* [What the exercise asks]: Drop every picture, then transcribe the remaining data exactly.

** start of Material provided **

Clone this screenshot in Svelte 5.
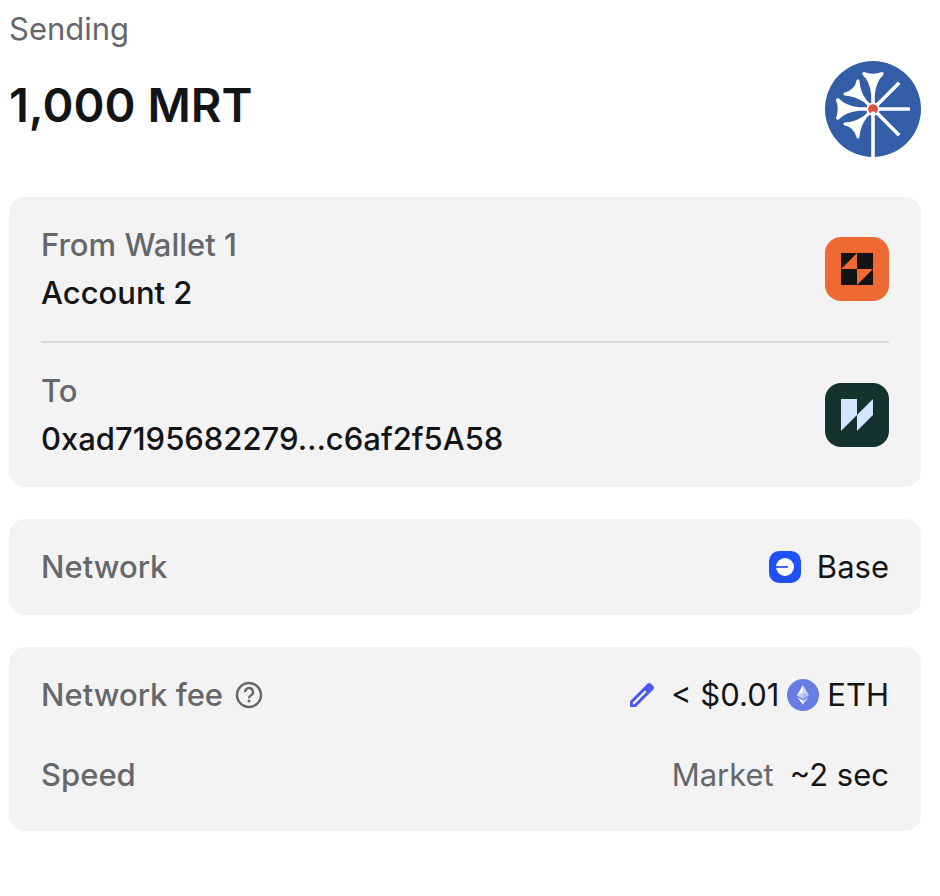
<script>
  const token = { amount: '1,000', symbol: 'MRT' };
  const fromWallet = 'Wallet 1';
  const fromAccount = 'Account 2';
  const recipient = '0xad7195682279…c6af2f5A58';
  const network = 'Base';
  const fee = '< $0.01';
  const feeSymbol = 'ETH';
  const speed = 'Market';
  const duration = '~2 sec';

  // Upright petals reach further out than the diagonal ones.
  const longPetals = [0, -90];
  const shortPetals = [-45, -135];
  const spokes = [45, 90, 135];
</script>

<main>
  <header>
    <p class="muted light">Sending</p>
    <div class="row top">
      <h1>{token.amount} {token.symbol}</h1>
      <svg class="token" viewBox="0 0 96 96" aria-hidden="true">
        <circle cx="48" cy="48" r="48" fill="#345da7" />
        {#each longPetals as angle (angle)}
          <path
            transform={`rotate(${angle} 48 48)`}
            d="M46.2 44V34Q45.2 21 37.6 13.8Q36.6 11.4 39 11Q48 14.4 57 11Q59.4 11.4 58.4 13.8Q50.8 21 49.8 34V44Z"
            fill="#fff"
          />
        {/each}
        {#each shortPetals as angle (angle)}
          <path
            transform={`rotate(${angle} 48 48)`}
            d="M46.4 44V37Q44.4 26 37.6 18.4Q36.6 16.2 39 16Q48 22 57 16Q59.4 16.2 58.4 18.4Q51.6 26 49.6 37V44Z"
            fill="#fff"
          />
        {/each}
        {#each spokes as angle (angle)}
          <path transform={`rotate(${angle} 48 48)`} d="M48 44V11" stroke="#fff" stroke-width="3.6" />
        {/each}
        <path d="M48 50V96" stroke="#fff" stroke-width="3.6" />
        <circle cx="48" cy="48" r="6.6" fill="#fff" />
        <path d="M45.5 52.5A5 5 0 1 1 50.5 52.5L49.5 50.5H46.5Z" fill="#d9513f" />
      </svg>
    </div>
  </header>

  <section class="card">
    <div class="row">
      <div class="party">
        <p class="muted">From {fromWallet}</p>
        <p class="strong">{fromAccount}</p>
      </div>
      <svg class="avatar" viewBox="0 0 64 64" aria-hidden="true">
        <rect width="64" height="64" rx="16" fill="#ee6a32" />
        <rect x="16" y="16" width="32" height="32" fill="#141414" />
        <path d="M32 16V32H16ZM32 32H48L32 48Z" fill="#ee6a32" />
      </svg>
    </div>
    <hr />
    <div class="row">
      <div class="party">
        <p class="muted">To</p>
        <p class="strong">{recipient}</p>
      </div>
      <svg class="avatar" viewBox="0 0 64 64" aria-hidden="true">
        <rect width="64" height="64" rx="16" fill="#14332e" />
        <path d="M16 16H32V32L48 16V32L32 48V32L16 48Z" fill="#d3e5ff" />
      </svg>
    </div>
  </section>

  <section class="card">
    <div class="row">
      <p class="muted">Network</p>
      <div class="value network">
        <svg class="coin" viewBox="0 0 32 32" aria-hidden="true">
          <rect width="32" height="32" rx="10" fill="#1f51f5" />
          <circle cx="16" cy="16" r="9" fill="#fff" />
          <path d="M7 16H19" stroke="#1f51f5" stroke-width="1.7" />
        </svg>
        <span>{network}</span>
      </div>
    </div>
  </section>

  <section class="card fees">
    <div class="row">
      <div class="label">
        <p class="muted">Network fee</p>
        <button type="button" aria-label="About the network fee">
          <svg class="help" viewBox="0 0 28 28" aria-hidden="true">
            <circle cx="14" cy="14" r="12" fill="none" stroke="#66676a" stroke-width="2.5" />
            <path
              d="M10.2 11.2A3.9 3.9 0 1 1 16.2 14.2Q14 15.5 14 17.2"
              fill="none"
              stroke="#66676a"
              stroke-width="2.3"
            />
            <circle cx="14" cy="20" r="1.5" fill="#66676a" />
          </svg>
        </button>
      </div>
      <div class="value">
        <button class="edit" type="button" aria-label="Edit network fee">
          <svg class="pencil" viewBox="0 0 26 26" aria-hidden="true">
            <path
              fill-rule="evenodd"
              d="M1 25V19.2L18.2 2Q20.2 0 22.2 2L24 3.8Q26 5.8 24 7.8L6.8 25ZM3.8 22.2H5.4L17.6 10L16 8.400L3.8 20.600Z"
              fill="#4b58f2"
            />
          </svg>
        </button>
        <span>{fee}</span>
        <svg class="coin" viewBox="0 0 32 32" aria-hidden="true">
          <circle cx="16" cy="16" r="16" fill="#687de3" />
          <path d="M16 6L10 16.2L16 19.7Z" fill="#fff" />
          <path d="M16 6L22 16.2L16 19.7Z" fill="#c8cff5" />
          <path d="M10 16.2L16 13.5L22 16.2L16 19.7Z" fill="#a9b5ef" opacity="0.7" />
          <path d="M10 18L16 25.5V21.4Z" fill="#fff" />
          <path d="M22 18L16 25.5V21.4Z" fill="#c8cff5" />
        </svg>
        <span>{feeSymbol}</span>
      </div>
    </div>
    <div class="row">
      <p class="muted">Speed</p>
      <div class="value speed">
        <span class="muted light">{speed}</span>
        <span>{duration}</span>
      </div>
    </div>
  </section>
</main>

<style>
  :global(body) {
    margin: 0;
    background: #fff;
  }
  main {
    display: flex;
    flex-direction: column;
    gap: 32px;
    padding: 5px 19px 32px 9px;
    font-family: Inter, "Liberation Sans", sans-serif;
    font-size: 31px;
    line-height: 48px;
    color: #131416;
  }
  header {
    display: flex;
    flex-direction: column;
    gap: 8px;
    padding-bottom: 8px;
  }
  p,
  h1 {
    margin: 0;
  }
  h1 {
    font-size: 47px;
    font-weight: 600;
    line-height: 88px;
  }
  .row {
    display: flex;
    align-items: center;
    justify-content: space-between;
  }
  .top {
    align-items: flex-start;
  }
  .card {
    padding: 24px 32px;
    border-radius: 16px;
    background: #f3f3f3;
  }
  .fees {
    display: flex;
    flex-direction: column;
    gap: 32px;
    padding-bottom: 32px;
  }
  hr {
    height: 2px;
    margin: 24px 0;
    border: 0;
    background: #d9d9da;
  }
  .muted {
    color: #66676a;
    font-weight: 500;
  }
  .light {
    font-weight: 400;
  }
  .strong {
    font-weight: 500;
  }
  .label,
  .value {
    display: flex;
    align-items: center;
    gap: 8px;
  }
  .label {
    gap: 12px;
  }
  .network,
  .speed {
    gap: 16px;
  }
  button {
    display: flex;
    padding: 0;
    border: 0;
    background: none;
    cursor: pointer;
  }
  .edit {
    margin-right: 8px;
  }
  svg {
    display: block;
    flex-shrink: 0;
  }
  .token {
    width: 96px;
    height: 96px;
  }
  .avatar {
    width: 64px;
    height: 64px;
  }
  .coin {
    width: 32px;
    height: 32px;
  }
  .help {
    width: 28px;
    height: 28px;
  }
  .pencil {
    width: 26px;
    height: 26px;
  }
</style>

** end of Material provided **

* [Answer]:
Clone this screenshot in Svelte 5.
<script>
  const token = { amount: '1,000', symbol: 'MRT' };
  const fromWallet = 'Wallet 1';
  const fromAccount = 'Account 2';
  const recipient = '0xad7195682279…c6af2f5A58';
  const network = 'Base';
  const fee = '< $0.01';
  const feeSymbol = 'ETH';
  const speed = 'Market';
  const duration = '~2 sec';

  // Upright petals reach further out than the diagonal ones.
  const longPetals = [0, -90];
  const shortPetals = [-45, -135];
  const spokes = [45, 90, 135];
</script>

<main>
  <header>
    <p class="muted light">Sending</p>
    <div class="row top">
      <h1>{token.amount} {token.symbol}</h1>
      <svg class="token" viewBox="0 0 96 96" aria-hidden="true">
        <circle cx="48" cy="48" r="48" fill="#345da7" />
        {#each longPetals as angle (angle)}
          <path
            transform={`rotate(${angle} 48 48)`}
            d="M46.2 44V34Q45.2 21 37.6 13.8Q36.6 11.4 39 11Q48 14.4 57 11Q59.4 11.4 58.4 13.8Q50.8 21 49.8 34V44Z"
            fill="#fff"
          />
        {/each}
        {#each shortPetals as angle (angle)}
          <path
            transform={`rotate(${angle} 48 48)`}
            d="M46.4 44V37Q44.4 26 37.6 18.4Q36.6 16.2 39 16Q48 22 57 16Q59.4 16.2 58.4 18.4Q51.6 26 49.6 37V44Z"
            fill="#fff"
          />
        {/each}
        {#each spokes as angle (angle)}
          <path transform={`rotate(${angle} 48 48)`} d="M48 44V11" stroke="#fff" stroke-width="3.6" />
        {/each}
        <path d="M48 50V96" stroke="#fff" stroke-width="3.6" />
        <circle cx="48" cy="48" r="6.6" fill="#fff" />
        <path d="M45.5 52.5A5 5 0 1 1 50.5 52.5L49.5 50.5H46.5Z" fill="#d9513f" />
      </svg>
    </div>
  </header>

  <section class="card">
    <div class="row">
      <div class="party">
        <p class="muted">From {fromWallet}</p>
        <p class="strong">{fromAccount}</p>
      </div>
      <svg class="avatar" viewBox="0 0 64 64" aria-hidden="true">
        <rect width="64" height="64" rx="16" fill="#ee6a32" />
        <rect x="16" y="16" width="32" height="32" fill="#141414" />
        <path d="M32 16V32H16ZM32 32H48L32 48Z" fill="#ee6a32" />
      </svg>
    </div>
    <hr />
    <div class="row">
      <div class="party">
        <p class="muted">To</p>
        <p class="strong">{recipient}</p>
      </div>
      <svg class="avatar" viewBox="0 0 64 64" aria-hidden="true">
        <rect width="64" height="64" rx="16" fill="#14332e" />
        <path d="M16 16H32V32L48 16V32L32 48V32L16 48Z" fill="#d3e5ff" />
      </svg>
    </div>
  </section>

  <section class="card">
    <div class="row">
      <p class="muted">Network</p>
      <div class="value network">
        <svg class="coin" viewBox="0 0 32 32" aria-hidden="true">
          <rect width="32" height="32" rx="10" fill="#1f51f5" />
          <circle cx="16" cy="16" r="9" fill="#fff" />
          <path d="M7 16H19" stroke="#1f51f5" stroke-width="1.7" />
        </svg>
        <span>{network}</span>
      </div>
    </div>
  </section>

  <section class="card fees">
    <div class="row">
      <div class="label">
        <p class="muted">Network fee</p>
        <button type="button" aria-label="About the network fee">
          <svg class="help" viewBox="0 0 28 28" aria-hidden="true">
            <circle cx="14" cy="14" r="12" fill="none" stroke="#66676a" stroke-width="2.5" />
            <path
              d="M10.2 11.2A3.9 3.9 0 1 1 16.2 14.2Q14 15.5 14 17.2"
              fill="none"
              stroke="#66676a"
              stroke-width="2.3"
            />
            <circle cx="14" cy="20" r="1.5" fill="#66676a" />
          </svg>
        </button>
      </div>
      <div class="value">
        <button class="edit" type="button" aria-label="Edit network fee">
          <svg class="pencil" viewBox="0 0 26 26" aria-hidden="true">
            <path
              fill-rule="evenodd"
              d="M1 25V19.2L18.2 2Q20.2 0 22.2 2L24 3.8Q26 5.8 24 7.8L6.8 25ZM3.8 22.2H5.4L17.6 10L16 8.400L3.8 20.600Z"
              fill="#4b58f2"
            />
          </svg>
        </button>
        <span>{fee}</span>
        <svg class="coin" viewBox="0 0 32 32" aria-hidden="true">
          <circle cx="16" cy="16" r="16" fill="#687de3" />
          <path d="M16 6L10 16.2L16 19.7Z" fill="#fff" />
          <path d="M16 6L22 16.2L16 19.7Z" fill="#c8cff5" />
          <path d="M10 16.2L16 13.5L22 16.2L16 19.7Z" fill="#a9b5ef" opacity="0.7" />
          <path d="M10 18L16 25.5V21.4Z" fill="#fff" />
          <path d="M22 18L16 25.5V21.4Z" fill="#c8cff5" />
        </svg>
        <span>{feeSymbol}</span>
      </div>
    </div>
    <div class="row">
      <p class="muted">Speed</p>
      <div class="value speed">
        <span class="muted light">{speed}</span>
        <span>{duration}</span>
      </div>
    </div>
  </section>
</main>

<style>
  :global(body) {
    margin: 0;
    background: #fff;
  }
  main {
    display: flex;
    flex-direction: column;
    gap: 32px;
    padding: 5px 19px 32px 9px;
    font-family: Inter, "Liberation Sans", sans-serif;
    font-size: 31px;
    line-height: 48px;
    color: #131416;
  }
  header {
    display: flex;
    flex-direction: column;
    gap: 8px;
    padding-bottom: 8px;
  }
  p,
  h1 {
    margin: 0;
  }
  h1 {
    font-size: 47px;
    font-weight: 600;
    line-height: 88px;
  }
  .row {
    display: flex;
    align-items: center;
    justify-content: space-between;
  }
  .top {
    align-items: flex-start;
  }
  .card {
    padding: 24px 32px;
    border-radius: 16px;
    background: #f3f3f3;
  }
  .fees {
    display: flex;
    flex-direction: column;
    gap: 32px;
    padding-bottom: 32px;
  }
  hr {
    height: 2px;
    margin: 24px 0;
    border: 0;
    background: #d9d9da;
  }
  .muted {
    color: #66676a;
    font-weight: 500;
  }
  .light {
    font-weight: 400;
  }
  .strong {
    font-weight: 500;
  }
  .label,
  .value {
    display: flex;
    align-items: center;
    gap: 8px;
  }
  .label {
    gap: 12px;
  }
  .network,
  .speed {
    gap: 16px;
  }
  button {
    display: flex;
    padding: 0;
    border: 0;
    background: none;
    cursor: pointer;
  }
  .edit {
    margin-right: 8px;
  }
  svg {
    display: block;
    flex-shrink: 0;
  }
  .token {
    width: 96px;
    height: 96px;
  }
  .avatar {
    width: 64px;
    height: 64px;
  }
  .coin {
    width: 32px;
    height: 32px;
  }
  .help {
    width: 28px;
    height: 28px;
  }
  .pencil {
    width: 26px;
    height: 26px;
  }
</style>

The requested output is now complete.